* Data supplied:
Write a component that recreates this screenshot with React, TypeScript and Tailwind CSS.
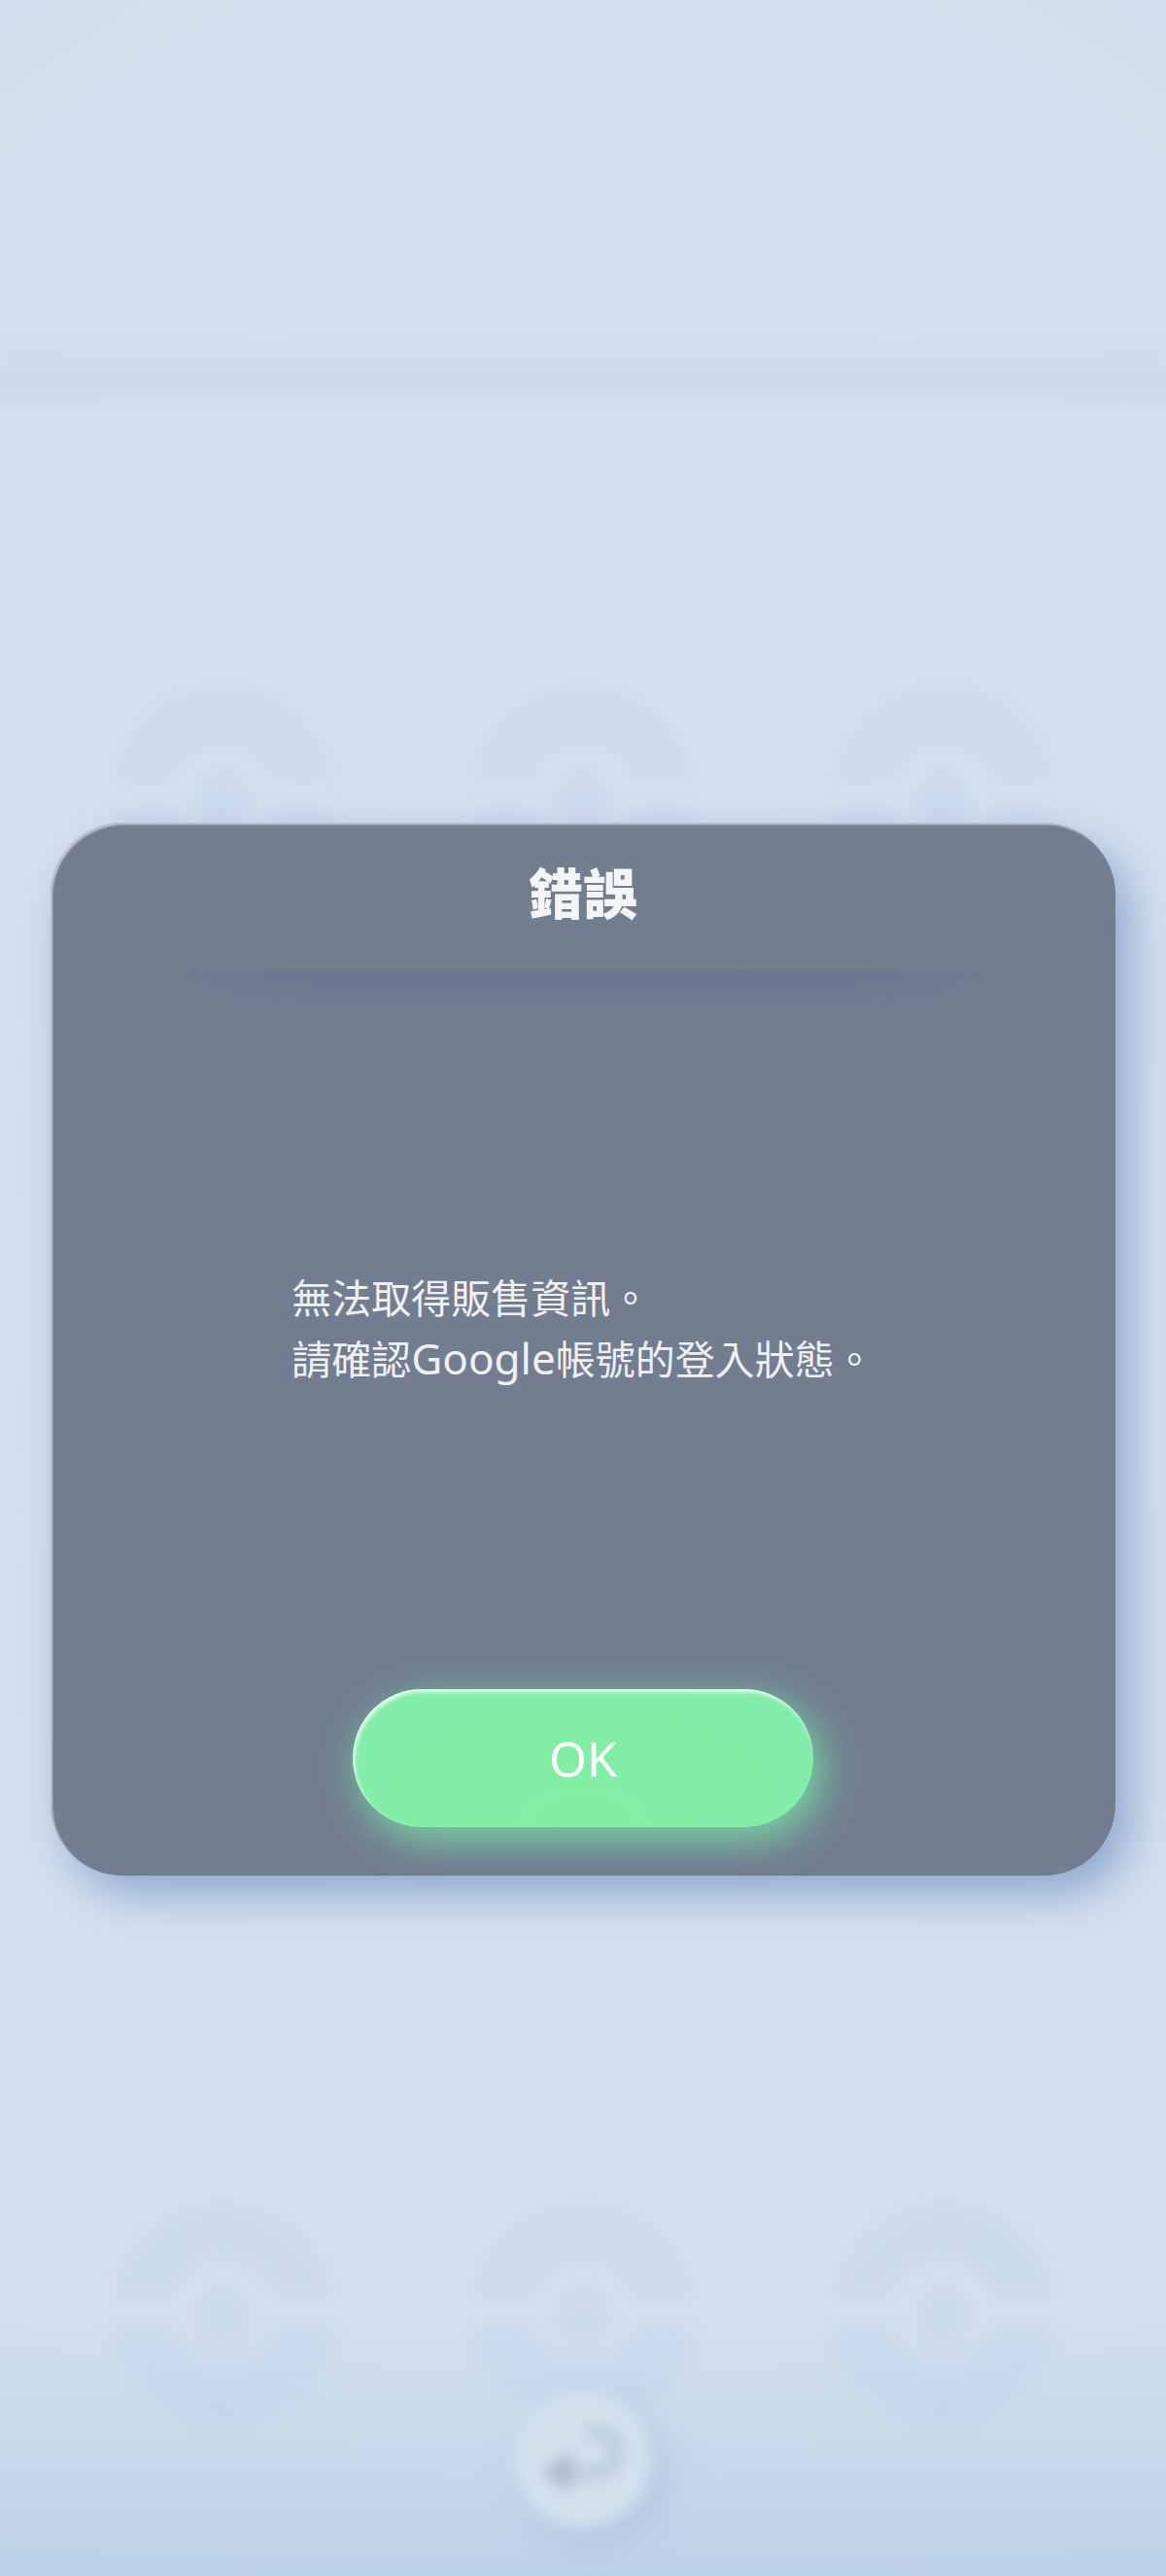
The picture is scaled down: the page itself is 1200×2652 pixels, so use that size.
import { useId } from 'react';

function Ball() {
  const id = useId();
  return (
    <svg viewBox="0 0 232 232" className="size-58 blur-[8px]" aria-hidden="true">
      <mask id={id}>
        <circle cx="116" cy="116" r="115" fill="#fff" />
        <rect x="0" y="101" width="232" height="30" fill="#000" />
        <circle cx="116" cy="116" r="54" fill="#000" />
        <circle cx="116" cy="116" r="29" fill="#fff" />
      </mask>
      <rect width="232" height="232" fill="#c0d3ea" opacity="0.4" mask={`url(#${id})`} />
    </svg>
  );
}

function BallRow() {
  return (
    <div className="flex justify-between px-[114px]">
      <Ball />
      <Ball />
      <Ball />
    </div>
  );
}

export default function App() {
  return (
    <div className="relative flex min-h-screen flex-col overflow-hidden bg-[radial-gradient(ellipse_120%_70%_at_50%_50%,#d8e2f0_0%,#d6e1ef_50%,#d2e0ec_80%,#c6daea_100%)] font-['Noto_Sans','Noto_Sans_CJK_TC',sans-serif]">
      <div className="h-[348px]" />
      <div className="h-9 bg-linear-to-b from-[#cbd9e8]/20 to-[#cbd9e8]/50 blur-[3px]" />
      <div className="-mx-4 h-10 bg-linear-to-b from-[#c5d4e6]/75 to-[#c5d4e6]/0 blur-[3px]" />

      <div className="mt-[281px]">
        <BallRow />
      </div>
      <div className="mt-auto flex flex-col bg-linear-to-b from-[#b8cee6]/0 from-30% to-[#b8cee6]/80">
        <BallRow />
        <div className="z-10 -mt-9 mb-[50px] flex justify-center">
          <button
            type="button"
            aria-label="返回"
            className="flex size-35 items-center justify-center rounded-full bg-[#d4e2ee] shadow-[12px_16px_36px_#b0c4e0] blur-[8px]"
          >
            <svg viewBox="0 0 100 100" className="size-25" fill="none" aria-hidden="true">
              <path
                d="M58 22 H64 C92 22 92 64 64 64 H34"
                stroke="#bac9d8"
                strokeWidth="14"
                strokeLinecap="round"
              />
              <path d="M38 40 V86 L8 63 Z" fill="#acb9cd" />
            </svg>
          </button>
        </div>
      </div>

      <div className="absolute inset-0 z-20 flex flex-col px-[52px] pt-[847px]">
        <section
          role="dialog"
          aria-labelledby="dialog-title"
          className="flex w-full flex-col items-center rounded-[74px] bg-[#727d8f] pb-[50px] shadow-[inset_2px_2px_2px_#c4c8d0,16px_20px_48px_#8fa8cf]"
        >
          <h1 id="dialog-title" className="pt-[30px] text-[56px] leading-[84px] font-black text-[#f4f5f7]">
            錯誤
          </h1>
          <div className="mt-[38px] h-10 w-[860px] bg-linear-to-b from-[#6a7592] to-[#727d8f] mask-[linear-gradient(to_right,transparent,black_20%,black_80%,transparent)]" />
          <p className="mt-[266px] text-[41px] leading-[62px] whitespace-nowrap text-[#eef0f4]">
            無法取得販售資訊。
            <br />
            請確認<span className="text-[44px]">Google</span>帳號的登入狀態。
          </p>
          <button
            type="button"
            className="mt-[309px] h-[142px] w-[474px] rounded-full bg-[radial-gradient(ellipse_at_50%_100%,#83eea2_0%,#82ecac_100%)] text-[50px] text-white shadow-[inset_2px_3px_4px_#e8fbf0,8px_12px_40px_#78d8a6]"
          >
            OK
          </button>
        </section>
      </div>
    </div>
  );
}
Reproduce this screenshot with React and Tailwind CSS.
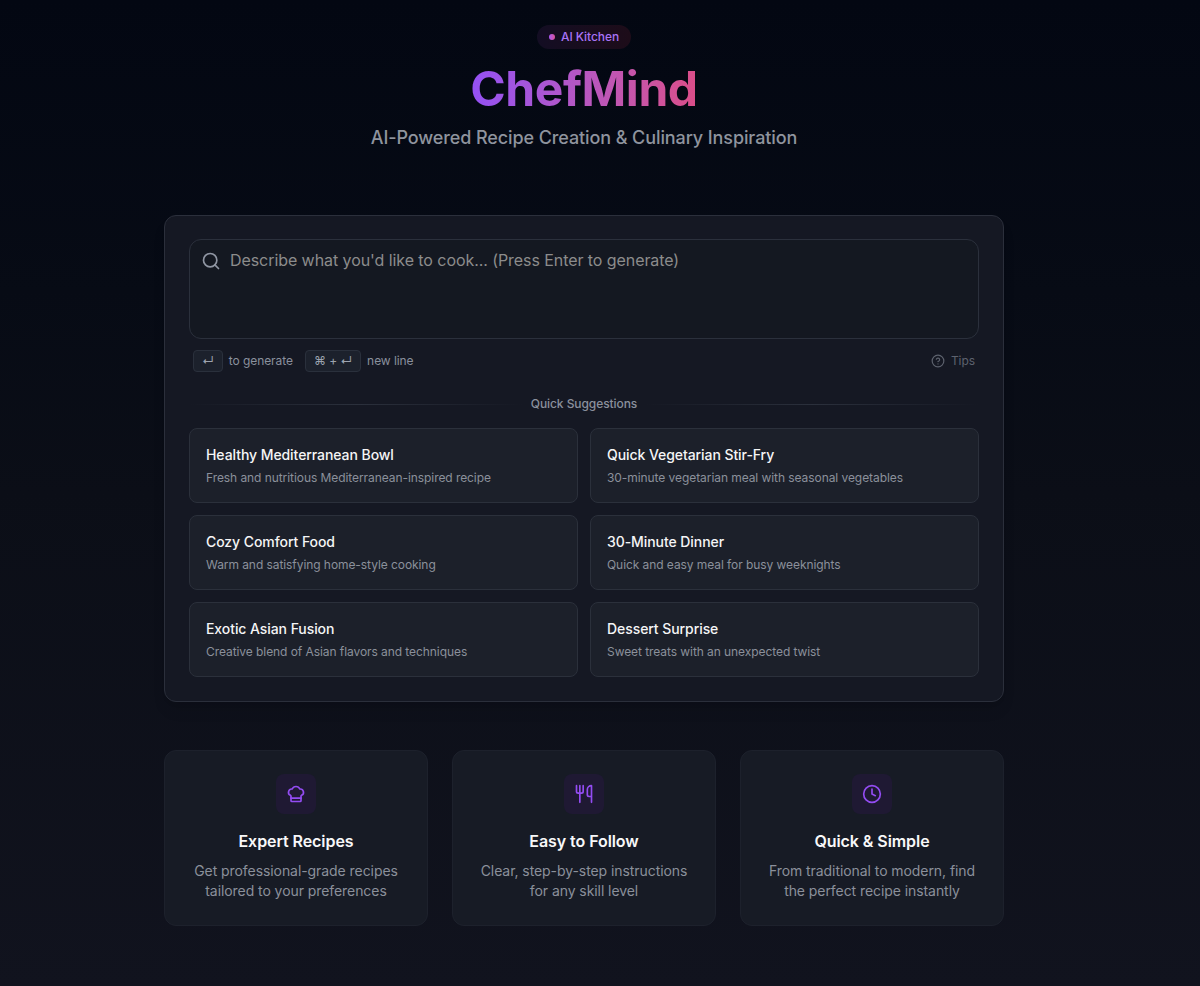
import { ChefHat, Utensils, Clock, Search, CircleHelp } from "lucide-react";

const suggestions = [
  ["Healthy Mediterranean Bowl", "Fresh and nutritious Mediterranean-inspired recipe"],
  ["Quick Vegetarian Stir-Fry", "30-minute vegetarian meal with seasonal vegetables"],
  ["Cozy Comfort Food", "Warm and satisfying home-style cooking"],
  ["30-Minute Dinner", "Quick and easy meal for busy weeknights"],
  ["Exotic Asian Fusion", "Creative blend of Asian flavors and techniques"],
  ["Dessert Surprise", "Sweet treats with an unexpected twist"],
];

const features = [
  { Icon: ChefHat, title: "Expert Recipes", lines: ["Get professional-grade recipes", "tailored to your preferences"] },
  { Icon: Utensils, title: "Easy to Follow", lines: ["Clear, step-by-step instructions", "for any skill level"] },
  { Icon: Clock, title: "Quick & Simple", lines: ["From traditional to modern, find", "the perfect recipe instantly"] },
];

function Key({ children }) {
  return (
    <kbd className="flex h-[22px] items-center rounded border border-[#2a303c] bg-[#1c212c] px-2 pb-px font-['Inter',sans-serif] text-xs leading-none text-[#9ca3af]">
      {children}
    </kbd>
  );
}

export default function App() {
  return (
    <div className="h-[986px] overflow-hidden bg-linear-to-b from-[#030712] via-[#0b0e17] to-[#11131e] pr-8 font-['Inter',sans-serif] tracking-[-0.07px] antialiased">
      <div className="mx-auto flex w-[840px] flex-col pt-[25px]">
        <header className="flex flex-col items-center">
          <div className="flex h-6 items-center gap-1.5 rounded-full bg-linear-to-r from-[#130d23] to-[#1d0c19] px-3 pb-px">
            <span className="size-1.5 rounded-full bg-linear-to-r from-[#a855f7] to-[#db4f94]" />
            <span className="text-xs font-medium text-[#a873f5]">AI Kitchen</span>
          </div>
          <h1 className="mt-[15px] bg-linear-to-r from-[#9450f5] to-[#db4d88] bg-clip-text text-5xl leading-[50px] font-bold tracking-[-0.45px] text-transparent">
            ChefMind
          </h1>
          <p className="mt-2.5 text-lg leading-7 font-medium tracking-[-0.1px] text-[#8f949e]">
            AI-Powered Recipe Creation &amp; Culinary Inspiration
          </p>
        </header>

        <main className="mt-[63px] h-[487px] rounded-xl border border-[#2b2f3b] bg-[#151823] px-6 pt-[23px] shadow-lg">
          <div className="flex h-[100px] items-start gap-[9px] rounded-xl border border-[#2b303c] bg-[#141821] px-[11px] pt-2">
            <Search className="mt-[3px] size-5 text-[#9096a3]" strokeWidth={2} />
            <span className="text-base leading-6 text-[#8c8c8c]">
              Describe what you'd like to cook... (Press Enter to generate)
            </span>
          </div>

          <div className="mt-2.5 flex h-6 items-center px-1 text-xs text-[#8a909d]">
            <Key>↵</Key>
            <span className="ml-1.5 pb-px">to generate</span>
            <span className="ml-3"><Key>⌘ + ↵</Key></span>
            <span className="ml-1.5 pb-px">new line</span>
            <span className="ml-auto flex items-center gap-1.5 pb-px text-[#5d626e]">
              <CircleHelp className="size-3.5" />
              Tips
            </span>
          </div>

          <div className="mt-[23px] flex h-4 items-center gap-2">
            <span className="h-px flex-1 bg-linear-to-r from-transparent via-[#2b303c] to-transparent" />
            <span className="text-xs font-medium text-[#8a909d]">Quick Suggestions</span>
            <span className="h-px flex-1 bg-linear-to-r from-transparent via-[#2b303c] to-transparent" />
          </div>

          <div className="mt-4 grid grid-cols-2 gap-3">
            {suggestions.map(([title, text]) => (
              <div key={title} className="h-[75px] rounded-lg border border-[#2b303b] bg-[#1c202a] px-4 pt-4">
                <h3 className="text-sm leading-5 font-medium text-[#f5f5f6]">{title}</h3>
                <p className="mt-[5px] text-xs leading-4 text-[#8b909b]">{text}</p>
              </div>
            ))}
          </div>
        </main>

        <section className="mt-12 grid grid-cols-3 gap-6">
          {features.map(({ Icon, title, lines }) => (
            <div key={title} className="flex h-[176px] flex-col items-center rounded-xl border border-[#1d212c] bg-[#171b25] pt-[23px]">
              <div className="flex size-10 items-center justify-center rounded-lg bg-[#1f1933] text-[#934cf2]">
                <Icon size={20} />
              </div>
              <h2 className="mt-[15px] text-base leading-6 font-semibold text-[#f8f8f9]">{title}</h2>
              <p className="mt-2 text-center text-sm leading-5 text-[#8b909b]">
                {lines[0]}
                <br />
                {lines[1]}
              </p>
            </div>
          ))}
        </section>
      </div>
    </div>
  );
}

* Objective:
Using the material above, gather every line that includes "screenshot".

* Task output:
Write a component that recreates this screenshot with React, TypeScript and Tailwind CSS.
Reproduce this screenshot with React and Tailwind CSS.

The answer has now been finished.